The only path forward for Ospreay is escalation. The moves doer must do his moves, and he finally strings together a sequence that gets it done.
It's hard to say that it doesn't work out for Ospreay either. Even by some of Ospreay's harsher critics, this was broadly accepted as a great match and crowning moment for him, and his momentum would only grow stronger and carry him to the New Japan main event. So he gets his happy ending and his big paycheck too.
For me though, this match has little to offer. Empty spectacle stretched across a thirty minute time limit, mythmaking in the worst way--creating this fairy tale of the great chemistry between Shingo and Ospreay when their succeeding matches would only grow more stretched out and plodding than even this.

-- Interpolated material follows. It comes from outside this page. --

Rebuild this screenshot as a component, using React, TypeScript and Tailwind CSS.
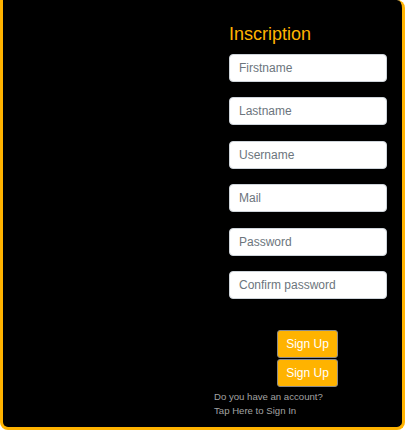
import React from 'react';

const fields = ['Firstname', 'Lastname', 'Username', 'Mail', 'Password', 'Confirm password'];

const App: React.FC = () => {
  return (
    <div className="w-[405px] h-[430px] bg-black border-x-[3px] border-b-[3px] border-[#ffb300] rounded-b-lg rounded-tr-lg font-['Liberation_Sans',Arial,sans-serif]">
      <div className="pl-[211px] pt-[24px]">
        <div className="pl-[15px] w-[173px]">
          <h1 className="text-[18px] leading-[20px] text-[#ffb300]">Inscription</h1>

          <div className="mt-[10px] flex flex-col gap-[15.4px]">
            {fields.map((f) => (
              <input
                key={f}
                type={f.toLowerCase().includes('password') ? 'password' : 'text'}
                placeholder={f}
                className="h-[28px] w-[158px] bg-white border border-[#ced4da] rounded-[4px] px-[9px] text-[12px] text-[#495057] placeholder:text-[#6c757d] outline-none"
              />
            ))}
          </div>

          {/* buttons sit centred under the inputs */}
          <div className="mt-[31px] w-[158px] flex flex-col items-start pl-[48px] gap-[1px]">
            <button className="h-[28px] w-[61px] bg-[#ffb300] border border-[#8a8a8a] rounded-[3px] text-[12px] text-white">
              Sign Up
            </button>
            <button className="h-[28px] w-[61px] bg-[#ffb300] border border-[#8a8a8a] rounded-[3px] text-[12px] text-white">
              Sign Up
            </button>
          </div>
        </div>

        <div className="mt-[3px] text-[9.6px] leading-[14px] text-[#a3a3a3]">
          <p>Do you have an account?</p>
          <p>Tap Here to Sign In</p>
        </div>
      </div>
    </div>
  );
};

export default App;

It's far from an offensive match by any means. It's indicative of some of Ospreay's worse tendencies, but it's far from the extreme of his absolute dirt worst efforts. It's decent enough to kill some time, and I'm not pulling my hair out over any of it, I just feel like it fails to accomplish anything in its vapid attempt to achieve everything. But what do I matter? It's already cemented its place as one of the most beloved matches of the tail end of the Bushiroad peak. Just don't expect me to toe the line of consensus here, especially when this same card has two matches that are so much better. Go watch Jay White/Hiroshi Tanahashi or Jon Moxley/Juice Robinson instead.